When copies are done serially, each file being copied is read multiple times because each copy job is treated separately. But what if you copied each file in parallel. Each subsequent read on the same file would be a cache hit, thereby allowing the file to be read at much faster speeds for all the other copies. In fact, the only additional time it would take is for the write times on the destinations, which would also be in parallel, so your time would only increase by the time to write the file on the slowest destination.

For example, I have source A that I want to copy to drives 1, 2, and 3. To do so the logic would be something like:
copy sourceA drive1
copy sourceA drive2
copy sourceA drive3

Each of these would run after the other is executed.

Now these can be paralleled by using the start (or even call?) command
start copy sourceA drive1
start copy sourceA drive2
start copy sourceA drive3

Which would start each of these in parallel. However, in my experience with this, when you have a large number of source items, the file being copied simultaneously can get out of sync causing cache misses. And as this progresses, instead of improving cache hits, you've drastically increased source drive seek times which actually makes the whole operation slower. (I don't have any SSDs I've tried this with as those should not exhibit any issues with drive seek, just the same issue of a cache miss.)

But what if the parallelization was done on a file-by-file basis.
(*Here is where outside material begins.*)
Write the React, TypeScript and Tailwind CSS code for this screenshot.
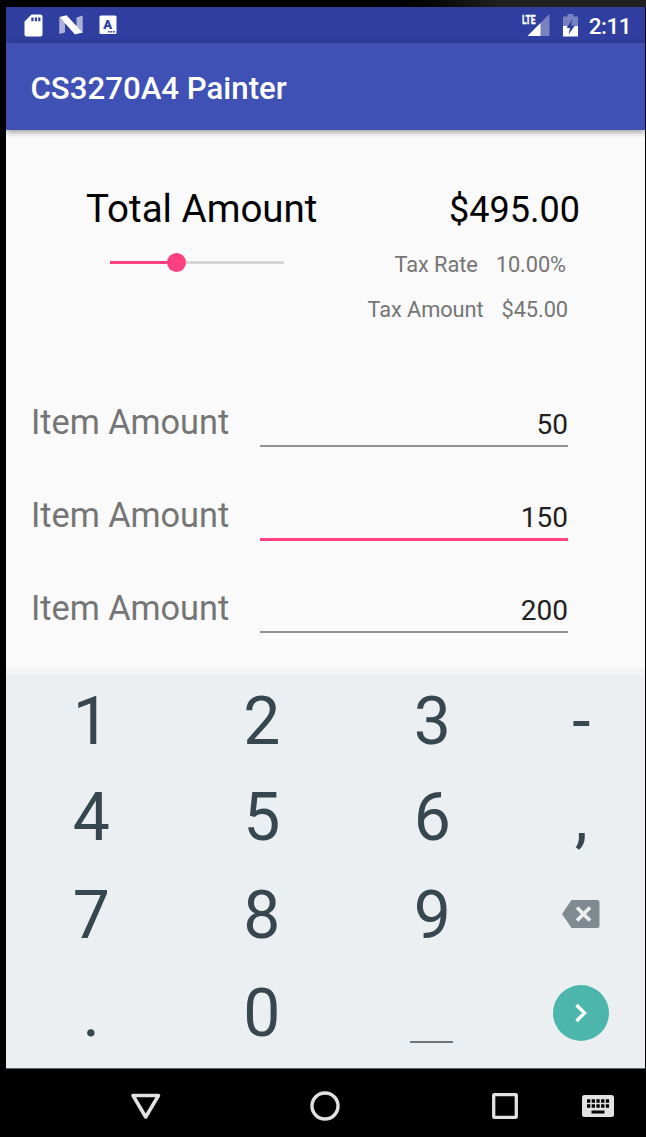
import React from "react";

const keyText = "mt-[3px] text-[66px] leading-none text-[#37474f]";

function StatusBar() {
  return (
    <div className="flex h-9 shrink-0 items-center bg-[#303f9f] text-white">
      <svg className="ml-[18px] h-[23px] w-[19px]" viewBox="0 0 19 23" fill="currentColor">
        <path fillRule="evenodd" d="M7.500 .5H16.500a2 2 0 0 1 2 2V20.500a2 2 0 0 1-2 2H2.500a2 2 0 0 1-2-2V7.500zM7.300 3.500v3.800h2.200V3.500zM10.800 3.500v3.800H13V3.500zM14.200 3.500v3.800h2.200V3.500z" />
      </svg>
      <svg className="ml-4 h-[20px] w-[24px]" viewBox="0 0 24 20" fill="currentColor">
        <path opacity=".6" d="M.3 2 6 8V17.500L.3 19zM23.700.5V18L17.500 12V2.500z" />
        <path d="M.5 2 7.500 .3 23.500 17.500 16 19.500z" />
      </svg>
      <svg className="ml-4 h-[20px] w-[18px]" viewBox="0 0 18 20">
        <rect x=".5" y=".5" width="17" height="18.500" rx="1.500" fill="#fff" />
        <text x="8.800" y="13.500" textAnchor="middle" fontSize="13" fontWeight="900" fontFamily="Roboto, sans-serif" fill="#303f9f">A</text>
        <path d="M9 16.800H16" stroke="#303f9f" strokeWidth="1.500" strokeDasharray="1.700 .8" />
      </svg>
      <svg className="ml-auto h-[24px] w-[28px]" viewBox="0 0 28 24">
        <path d="M27.500 1V23H5.500z" fill="#fff" opacity=".35" />
        <path d="M18.500 10V23H5.500z" fill="#fff" />
        <text transform="scale(.62 1)" x="0" y="10.800" fontSize="13.500" fontWeight="700" fontFamily="Roboto, sans-serif" fill="#fff" stroke="#fff" strokeWidth=".4">LTE</text>
      </svg>
      <svg className="ml-[13px] h-[24px] w-[15px]" viewBox="0 0 15 24">
        <path d="M4.500 1H10.500V3.500H15V13H0V3.500H4.500z" fill="#fff" opacity=".35" />
        <path d="M0 13H15V23.500H0z" fill="#fff" />
        <path d="M9.500 6 3.500 15H7L5.500 21.500 12 12.500H8z" fill="#303f9f" />
      </svg>
      <span className="mr-[14px] ml-[11px] pt-[2px] text-[22.500px] leading-9 font-medium tracking-[-0.500px]">2:11</span>
    </div>
  );
}

function Slider() {
  return (
    <div className="relative mt-[8px] ml-[104px] flex h-[19px] w-[174px] items-center">
      <div className="h-[3px] w-[66px] bg-[#ff4081]" />
      <div className="h-[3px] flex-1 bg-[#d6d6d6]" />
      <div className="absolute top-0 left-[57px] size-[19px] rounded-full bg-[#ff4081]" />
    </div>
  );
}

function ItemRow({ value, active = false }: { value: string; active?: boolean }) {
  return (
    <div className="flex h-[93.300px] items-start pl-[25px]">
      <div className="w-[229px] text-[34.300px] leading-[59px] tracking-[-0.030px] text-[#757575]">Item Amount</div>
      <div
        className={
          active
            ? "h-[55px] w-[308px] border-b-[3px] border-[#ff4081] text-right text-[28px] leading-[64px] text-[#212121]"
            : "h-[54px] w-[308px] border-b-2 border-[#929292] text-right text-[28px] leading-[64px] text-[#212121]"
        }
      >
        {value}
      </div>
    </div>
  );
}

function Keypad() {
  const keys = ["1", "2", "3", "-", "4", "5", "6", ",", "7", "8", "9", "back", ".", "0", "space", "next"];
  return (
    <div className="grid h-[396px] shrink-0 grid-cols-[170.500px_170.500px_170.500px_1fr] grid-rows-[93px_98.600px_97.600px_98.400px] border-t-2 border-[#f3f5f6] bg-[#ebeff2]">
      {keys.map((k) => (
        <div key={k} className="flex items-center justify-center">
          {k === "back" ? (
            <svg className="h-7 w-[38px]" viewBox="0 0 38 28">
              <path d="M9.500 0H35a2.500 2.500 0 0 1 2.500 2.500V25.500a2.500 2.500 0 0 1-2.500 2.500H9.500L0 14z" fill="#7f8b90" />
              <path d="M15 7.500 28 20.500M28 7.500 15 20.500" stroke="#ebeff2" strokeWidth="3.600" />
            </svg>
          ) : k === "next" ? (
            <div className="mt-px flex size-14 items-center justify-center rounded-full bg-[#4db6ac]">
              <svg className="h-5 w-3" viewBox="0 0 12 20" fill="none" stroke="#fff" strokeWidth="3.400">
                <path d="M1.500 2 9.500 10 1.500 18" />
              </svg>
            </div>
          ) : k === "space" ? (
            <div className="mt-[59px] mr-px h-[2px] w-[43px] bg-[#6b777c]" />
          ) : (
            <span className={keyText}>{k}</span>
          )}
        </div>
      ))}
    </div>
  );
}

function NavBar() {
  return (
    <div className="flex flex-1 items-center border-t border-[#666] bg-black pt-[6px] text-[#e2e2e2]">
      <svg className="ml-[124px] h-[30px] w-[32px]" viewBox="0 0 32 30" fill="none" stroke="currentColor" strokeWidth="3.500" strokeLinejoin="round">
        <path d="M3 4.500H28.500L15.700 26z" />
      </svg>
      <svg className="ml-[148px] size-[30px]" viewBox="0 0 30 30" fill="none" stroke="currentColor" strokeWidth="3.400">
        <circle cx="15" cy="15" r="13" />
      </svg>
      <svg className="ml-[152px] size-[26px]" viewBox="0 0 26 26" fill="none" stroke="currentColor" strokeWidth="3.300">
        <rect x="1.700" y="1.700" width="22.600" height="22.600" rx=".5" />
      </svg>
      <svg className="ml-[64px] h-[22px] w-[32px]" viewBox="0 0 32 22">
        <rect width="32" height="22" rx="2.500" fill="currentColor" />
        <path d="M5 6H27.500M5 11H27.500" stroke="#000" strokeWidth="3.300" strokeDasharray="3.300 1.400" />
        <path d="M9.500 17H22.500" stroke="#000" strokeWidth="3" />
      </svg>
    </div>
  );
}

export default function App() {
  return (
    <div className="h-[1137px] w-[646px] bg-black font-['Roboto',sans-serif]">
      <div className="h-[7px] bg-linear-to-r from-black from-55% to-[#202020] to-77%" />
      <div className="mr-px ml-[6px] flex h-[1130px] flex-col">
        <StatusBar />
        <header className="z-10 flex h-[87px] shrink-0 items-center bg-[#3f51b5] pt-[5px] pl-[24.500px] text-[31.200px] font-medium text-white shadow-[0_2px_6px_rgba(0,0,0,0.4)]">
          CS3270A4 Painter
        </header>
        <main className="flex h-[542px] shrink-0 flex-col bg-linear-to-b from-[#fafafa] from-99% to-[#f0f0f0]">
          <div className="mt-[54px] flex h-[50px] items-center justify-between pr-[65px] pl-[80px] text-black">
            <span className="text-[38.500px]">Total Amount</span>
            <span className="pt-[2px] text-[36px]">$495.00</span>
          </div>
          <div className="flex h-[159px] items-start justify-between pt-[11px] text-[21.800px] text-[#757575]">
            <Slider />
            <div className="flex flex-col items-end pr-[77px]">
              <div className="flex h-[45px] gap-[18px] pr-[2px] leading-[39px] tracking-[-0.080px]">
                <span>Tax Rate</span>
                <span>10.00%</span>
              </div>
              <div className="flex gap-[18px] leading-[39px] tracking-[-0.080px]">
                <span>Tax Amount</span>
                <span>$45.00</span>
              </div>
            </div>
          </div>
          <ItemRow value="50" />
          <ItemRow value="150" active />
          <ItemRow value="200" />
        </main>
        <Keypad />
        <NavBar />
      </div>
    </div>
  );
}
Then you can almost surely have a cache hit and the multiple copies won't get out of sync. This is pretty each to implement when you have a simple directory of files as you can just loop through them using for, executing a parallel copy on each file. I think the logic would be something like this:
for %f in (*.*) do (
start copy %f drive1
start copy %f drive2
start copy %f drive3
)

But once you introduce multiple directories, and sub-directories, etc., I don't know how this would be implemented. I found the 'Additional Task for each File to be copied' here to be a useful guide in understanding where to start by changing the logic to creating f file list first, but I can't figure out what that logic would look like for traversing and entire source drive or tree branch. Perhaps using 'for /r' would be a solution here, but I'm just not sure.

And then there's also the question of which copy command to use on each file? copy? xcopy? robocopy? What would be the best for the overall goal, which is to reduce the execution time from N*NumberOfDestinations to N*SlowestDestination?
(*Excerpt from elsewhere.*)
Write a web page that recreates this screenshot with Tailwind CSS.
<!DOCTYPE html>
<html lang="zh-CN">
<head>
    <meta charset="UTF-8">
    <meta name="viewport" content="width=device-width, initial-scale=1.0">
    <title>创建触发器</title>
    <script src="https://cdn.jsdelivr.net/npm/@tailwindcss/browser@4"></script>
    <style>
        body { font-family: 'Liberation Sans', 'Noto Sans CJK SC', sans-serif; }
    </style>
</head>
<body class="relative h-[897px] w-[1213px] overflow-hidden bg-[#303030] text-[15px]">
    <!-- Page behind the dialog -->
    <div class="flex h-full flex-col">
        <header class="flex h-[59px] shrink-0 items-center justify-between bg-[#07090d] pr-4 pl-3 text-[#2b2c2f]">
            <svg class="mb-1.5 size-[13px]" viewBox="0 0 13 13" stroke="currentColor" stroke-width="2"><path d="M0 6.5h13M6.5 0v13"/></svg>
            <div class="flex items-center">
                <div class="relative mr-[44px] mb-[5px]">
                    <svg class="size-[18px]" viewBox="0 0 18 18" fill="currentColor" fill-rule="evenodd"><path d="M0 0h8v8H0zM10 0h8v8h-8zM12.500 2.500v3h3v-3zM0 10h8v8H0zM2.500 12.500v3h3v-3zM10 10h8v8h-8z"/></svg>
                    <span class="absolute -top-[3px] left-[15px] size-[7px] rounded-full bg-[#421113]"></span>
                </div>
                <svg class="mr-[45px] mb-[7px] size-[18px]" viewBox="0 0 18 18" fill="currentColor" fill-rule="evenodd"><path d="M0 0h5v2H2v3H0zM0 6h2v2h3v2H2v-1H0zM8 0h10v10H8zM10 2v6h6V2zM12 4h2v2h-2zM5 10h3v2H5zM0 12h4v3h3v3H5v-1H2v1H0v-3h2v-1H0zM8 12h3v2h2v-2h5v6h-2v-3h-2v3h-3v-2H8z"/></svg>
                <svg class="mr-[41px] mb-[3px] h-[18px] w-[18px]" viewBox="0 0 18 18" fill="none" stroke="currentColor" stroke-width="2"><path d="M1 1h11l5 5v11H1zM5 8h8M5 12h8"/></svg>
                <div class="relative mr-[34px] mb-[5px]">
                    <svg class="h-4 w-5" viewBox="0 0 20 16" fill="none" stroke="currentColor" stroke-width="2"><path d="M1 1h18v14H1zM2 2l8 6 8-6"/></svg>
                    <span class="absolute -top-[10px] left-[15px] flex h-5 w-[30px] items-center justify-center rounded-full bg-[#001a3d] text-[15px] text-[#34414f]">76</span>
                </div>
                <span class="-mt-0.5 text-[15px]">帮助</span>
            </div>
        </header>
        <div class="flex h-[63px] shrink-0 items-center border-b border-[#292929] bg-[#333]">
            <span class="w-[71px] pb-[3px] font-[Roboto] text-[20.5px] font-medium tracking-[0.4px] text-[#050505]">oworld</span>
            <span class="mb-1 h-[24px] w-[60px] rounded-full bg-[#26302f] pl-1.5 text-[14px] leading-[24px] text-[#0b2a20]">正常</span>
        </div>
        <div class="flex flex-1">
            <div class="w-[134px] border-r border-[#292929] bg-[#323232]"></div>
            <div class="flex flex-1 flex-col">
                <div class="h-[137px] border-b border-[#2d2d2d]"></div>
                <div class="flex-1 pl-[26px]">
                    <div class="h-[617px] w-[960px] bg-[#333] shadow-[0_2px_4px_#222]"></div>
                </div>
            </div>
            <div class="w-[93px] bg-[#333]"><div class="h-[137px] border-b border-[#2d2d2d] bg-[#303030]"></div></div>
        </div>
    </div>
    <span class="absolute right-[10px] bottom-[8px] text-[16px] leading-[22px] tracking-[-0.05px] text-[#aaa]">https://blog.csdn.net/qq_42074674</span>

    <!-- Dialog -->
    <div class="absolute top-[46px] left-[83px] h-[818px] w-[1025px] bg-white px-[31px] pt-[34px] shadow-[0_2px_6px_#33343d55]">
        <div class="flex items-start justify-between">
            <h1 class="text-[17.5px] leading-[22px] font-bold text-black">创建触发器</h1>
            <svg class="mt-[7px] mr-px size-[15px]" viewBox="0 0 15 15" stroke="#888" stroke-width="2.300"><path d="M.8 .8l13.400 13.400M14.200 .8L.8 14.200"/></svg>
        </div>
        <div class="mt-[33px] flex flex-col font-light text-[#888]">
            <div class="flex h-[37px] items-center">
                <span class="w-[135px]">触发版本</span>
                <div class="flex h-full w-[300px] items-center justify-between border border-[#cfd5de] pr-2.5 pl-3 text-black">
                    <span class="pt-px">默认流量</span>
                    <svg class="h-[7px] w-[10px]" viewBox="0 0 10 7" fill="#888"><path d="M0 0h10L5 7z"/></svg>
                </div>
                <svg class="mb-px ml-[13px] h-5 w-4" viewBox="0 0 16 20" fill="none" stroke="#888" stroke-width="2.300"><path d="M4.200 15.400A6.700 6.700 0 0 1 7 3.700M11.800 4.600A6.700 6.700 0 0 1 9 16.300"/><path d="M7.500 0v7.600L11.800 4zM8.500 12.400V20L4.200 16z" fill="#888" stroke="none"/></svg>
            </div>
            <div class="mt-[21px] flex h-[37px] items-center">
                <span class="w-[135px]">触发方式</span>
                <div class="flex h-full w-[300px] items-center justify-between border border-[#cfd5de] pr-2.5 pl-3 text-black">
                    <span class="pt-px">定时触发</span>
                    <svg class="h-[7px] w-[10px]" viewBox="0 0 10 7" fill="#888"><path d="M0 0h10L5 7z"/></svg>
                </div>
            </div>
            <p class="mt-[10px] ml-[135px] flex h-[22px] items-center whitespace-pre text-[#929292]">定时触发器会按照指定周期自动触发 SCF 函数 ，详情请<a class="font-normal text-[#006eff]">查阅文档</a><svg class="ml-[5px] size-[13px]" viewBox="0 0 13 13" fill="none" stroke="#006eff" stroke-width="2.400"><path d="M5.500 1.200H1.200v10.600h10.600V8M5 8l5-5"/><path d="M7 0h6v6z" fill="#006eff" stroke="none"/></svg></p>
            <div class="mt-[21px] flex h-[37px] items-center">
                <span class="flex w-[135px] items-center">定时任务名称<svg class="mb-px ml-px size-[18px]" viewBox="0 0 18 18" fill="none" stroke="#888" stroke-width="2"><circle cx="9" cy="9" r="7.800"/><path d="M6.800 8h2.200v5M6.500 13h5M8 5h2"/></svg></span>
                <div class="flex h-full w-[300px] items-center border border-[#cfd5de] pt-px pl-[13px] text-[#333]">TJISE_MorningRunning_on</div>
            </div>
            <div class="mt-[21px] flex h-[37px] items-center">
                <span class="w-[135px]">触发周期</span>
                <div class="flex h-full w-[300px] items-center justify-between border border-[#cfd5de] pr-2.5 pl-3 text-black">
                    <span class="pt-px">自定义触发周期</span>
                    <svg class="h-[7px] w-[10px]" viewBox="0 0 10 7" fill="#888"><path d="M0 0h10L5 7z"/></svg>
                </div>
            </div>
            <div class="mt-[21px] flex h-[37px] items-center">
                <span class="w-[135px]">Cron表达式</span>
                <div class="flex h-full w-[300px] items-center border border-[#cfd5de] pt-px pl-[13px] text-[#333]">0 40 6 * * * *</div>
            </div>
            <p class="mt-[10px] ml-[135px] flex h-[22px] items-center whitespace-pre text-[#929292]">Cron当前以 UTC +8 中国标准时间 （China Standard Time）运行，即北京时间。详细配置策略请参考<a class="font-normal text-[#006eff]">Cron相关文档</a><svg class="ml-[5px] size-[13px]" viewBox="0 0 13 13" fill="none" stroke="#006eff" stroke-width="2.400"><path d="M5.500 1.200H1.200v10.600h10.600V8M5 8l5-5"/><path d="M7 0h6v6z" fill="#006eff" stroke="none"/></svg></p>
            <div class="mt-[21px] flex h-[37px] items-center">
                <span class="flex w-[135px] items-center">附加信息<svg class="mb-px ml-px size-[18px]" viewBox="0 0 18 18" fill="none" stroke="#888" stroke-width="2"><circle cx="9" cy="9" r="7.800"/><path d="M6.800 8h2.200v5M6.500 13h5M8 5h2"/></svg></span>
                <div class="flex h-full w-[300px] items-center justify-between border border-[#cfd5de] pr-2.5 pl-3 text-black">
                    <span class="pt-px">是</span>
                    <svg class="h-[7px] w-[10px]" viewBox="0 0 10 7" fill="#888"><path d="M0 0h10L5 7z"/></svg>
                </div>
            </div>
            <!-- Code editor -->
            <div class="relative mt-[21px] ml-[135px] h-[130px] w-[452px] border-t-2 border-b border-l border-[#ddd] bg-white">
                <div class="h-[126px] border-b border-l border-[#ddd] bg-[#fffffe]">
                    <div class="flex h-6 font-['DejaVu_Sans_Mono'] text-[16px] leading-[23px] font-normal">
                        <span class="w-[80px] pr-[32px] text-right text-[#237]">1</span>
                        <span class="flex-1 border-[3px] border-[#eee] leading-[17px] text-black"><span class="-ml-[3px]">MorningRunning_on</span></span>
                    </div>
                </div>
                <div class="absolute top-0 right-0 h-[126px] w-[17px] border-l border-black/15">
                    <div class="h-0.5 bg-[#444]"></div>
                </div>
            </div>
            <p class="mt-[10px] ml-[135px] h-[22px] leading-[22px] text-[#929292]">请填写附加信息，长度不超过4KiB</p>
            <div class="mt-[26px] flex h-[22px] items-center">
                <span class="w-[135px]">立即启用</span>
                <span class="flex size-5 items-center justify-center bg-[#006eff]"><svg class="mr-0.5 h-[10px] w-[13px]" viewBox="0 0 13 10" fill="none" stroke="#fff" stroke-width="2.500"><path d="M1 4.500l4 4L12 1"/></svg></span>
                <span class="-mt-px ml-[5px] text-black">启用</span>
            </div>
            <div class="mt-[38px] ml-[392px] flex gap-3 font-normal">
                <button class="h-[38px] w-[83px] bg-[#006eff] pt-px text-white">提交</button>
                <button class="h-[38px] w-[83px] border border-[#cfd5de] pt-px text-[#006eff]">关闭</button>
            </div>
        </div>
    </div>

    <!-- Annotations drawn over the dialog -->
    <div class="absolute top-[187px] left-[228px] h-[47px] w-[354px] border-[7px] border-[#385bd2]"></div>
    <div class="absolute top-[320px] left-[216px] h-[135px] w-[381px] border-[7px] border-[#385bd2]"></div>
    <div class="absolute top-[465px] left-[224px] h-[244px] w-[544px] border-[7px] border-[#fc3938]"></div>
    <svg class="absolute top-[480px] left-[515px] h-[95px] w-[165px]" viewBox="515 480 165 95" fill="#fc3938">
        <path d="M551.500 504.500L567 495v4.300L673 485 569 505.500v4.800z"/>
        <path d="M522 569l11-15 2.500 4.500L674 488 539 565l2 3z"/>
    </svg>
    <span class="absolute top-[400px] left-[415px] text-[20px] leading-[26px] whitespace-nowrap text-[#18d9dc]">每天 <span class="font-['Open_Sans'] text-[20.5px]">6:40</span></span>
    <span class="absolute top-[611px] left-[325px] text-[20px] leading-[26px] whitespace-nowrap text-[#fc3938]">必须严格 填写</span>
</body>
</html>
Any thoughts or ideas appreciated.

Re: Copying Single Source to Multiple Destinations in Parallel

Posted: 06 Jun 2019 08:28
by pieh-ejdsch
You can reduce the scenario to 2 times.
Divide and conquer.
After each copy you have twice as many sources. Now you copy from two different sources to two different destinations. The fast source serves the fast target.
You first make a full copy to the fastest disk.
like this

Code: Select all

setlocal
if %1. == :next. shift & goto :nextcopy
set source="D:\folder1"
set destin="E:\copy1" "F:\copy2" "G:\copy3" "H:\copy4" "I:\copy5" "J:\copy6"
Call :nextcopy %source% %destin%
pause
Exit /b

:nextcopy
robocopy %1 %2
set #1=%1
set #2=%2
if "%~3" == "" exit /b
set "x2=%~4"

:split
shift
shift
set #1=%#1% %1
set #2=%#2% %2
if NOT "%~3" == "" goto :split

:next
start "1" cmd /c "%~f0" :next %#1%
if defined x2 call :nextcopy %#2%
exit /b
[edit] correct line 5 to call :nextcopy [/edit]

Re: Copying Single Source to Multiple Destinations in Parallel

Posted: 06 Jun 2019 09:15
by Samir
That is an interesting idea, although the code is going to take me some time to understand.

The only issue I see is with bandwidth. If by having two simultaneous copies running the bandwidth for each copy gets halved, the net speed will still end up being the same.

Re: Copying Single Source to Multiple Destinations in Parallel

Posted: 06 Jun 2019 14:41
by pieh-ejdsch
I changed line 5 Call: nextcopy ...
(comes from when you write from the phone.)
Of course it makes no sense to send the data over the network several times.
Maybe a batch can be started from the server / network in order not to resend the data from the client. To start with a trigger for automatic execution.
Robocopy has the optiones /ipg:n or /mt:n to work better in the network.

Re: Copying Single Source to Multiple Destinations in Parallel

Posted: 06 Jun 2019 20:48
by Samir
pieh-ejdsch wrote:
06 Jun 2019 14:41
I changed line 5 Call: nextcopy ...
(comes from when you write from the phone.)
Of course it makes no sense to send the data over the network several times.
Maybe a batch can be started from the server / network in order not to resend the data from the client. To start with a trigger for automatic execution.
Robocopy has the optiones /ipg:n or /mt:n to work better in the network.
I never looked at all the switches for robocopy before. It looks like there is an option to 'monitor source', which if it was run in parallel, might actually cause files to always copy in parallel as the detection of the new files would be very close in time to each other.